Once we get the crew to Romulus, things start to pick up, but barely. The few action scenes are uninspired with the sole exception of Picard's ultimate gambit against a far-superior Romulan ship. His intermittent duel with Shinzon is laughable, and unfortunately the remaining cast members are given nothing to do. Poor Riker is dispatched to fight hand to hand with some alien or another. Worf (Michael Dorn) is reduced to providing cover for Picard in one of the sequences. That's about the extent of it. And you've seen it all in the trailers already.
Speaking of the trailers, the promised death of one character does occur, but everyone knows you can never really kill a Star Trek character. This one is particularly open-ended, and should they decide to make another movie (though it's long been rumored this is the last), I have no doubt he'll be back to dutifully collect his paycheck.
Why have the Star Trek movies become such junk? For starters, with 10 movies and 500 or so TV episodes in various Trek series, it's safe to say all the good ideas are long since tapped out. Just watch the cast and tell me they don't look bored to tears. One of the reasons I still enjoy the Star Wars movies (even though they're admittedly weaker these days) is that they've been exploring its mythology and fleshing it out. Star Trek has long since exhausted that and is just taking its crew on a series of adventures, each more absurd than the last. Now it's just embarassing.

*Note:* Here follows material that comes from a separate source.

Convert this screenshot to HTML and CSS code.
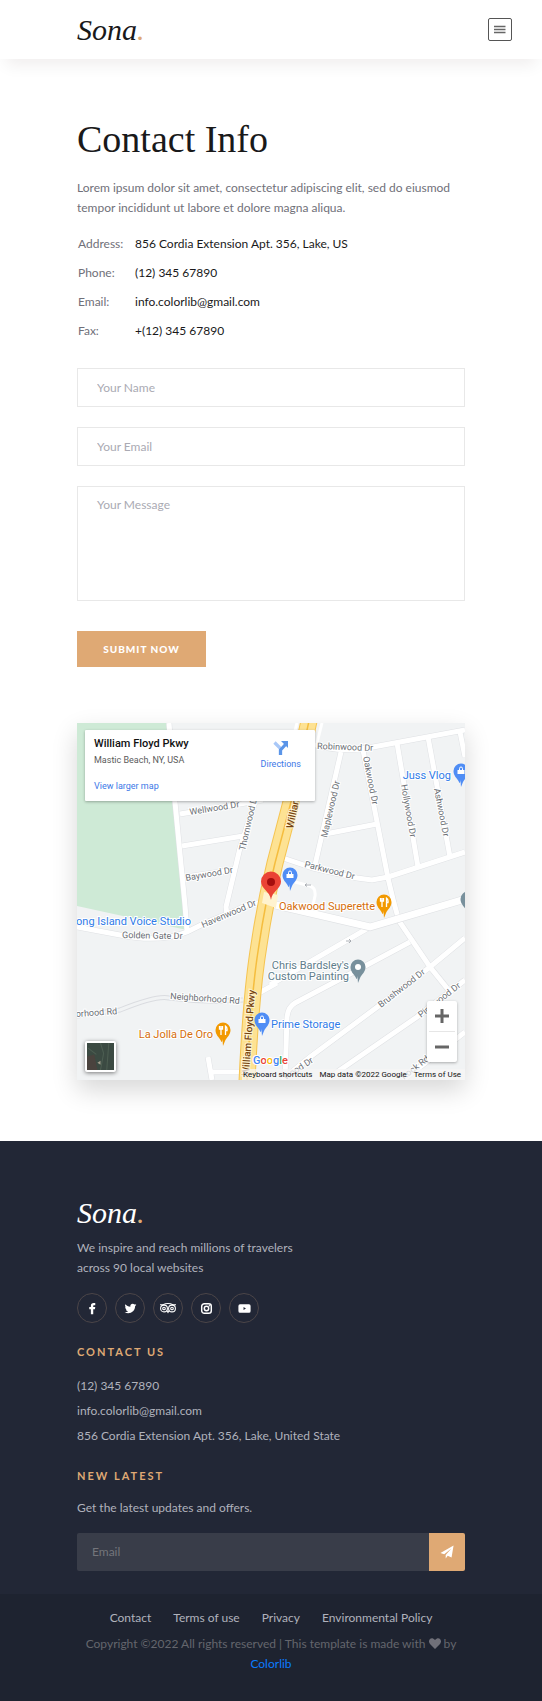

Those absurdities take place not just within Nemesis's dumb plot but with the endless contrivances required to keep it going. When Picard beams aboard the enemy ship, the transporters promptly break, ensuring no one can follow him. For the ship to deploy its super-weapon, it takes seven minutes... just enough time to -- well, you get the picture.
Star Trek wouldn't be Star Trek without some kind of "message" for us, and in this case it's a watery something about self-improvement making us human. Too bad that for everyone involved with this film, including director Stuart Baird (U.S. Marshals) and screenwriter John Logan (The Time Machine), that seems to have gone right over their heads.
Now on DVD, you will unfortunately find no apology for the movie anywhere on the disc. Stuart Baird's oblivious commentary track talks on and on about the shot setups and special effects. Interviews with producer Rick Berman and the cast talk cagily about how impressed they are with the story or how much "the work" spoke to them (or their wallets, I imagine). Twenty of the 45 minutes trimmed from the film are restored as deleted scenes, nearly all of them dialogue and exposition (meaning: they cut everything out of the movie but the action sequences). Unlike Chateau Picard's Bordeaux, I just don't see this one improving with age.
Naturally there's also a "collector's edition" DVD, which adds a second disc, featuring commentary from Berman, a text commentary track, and tons of production shorts.
Prepare to beam the script into the black hole.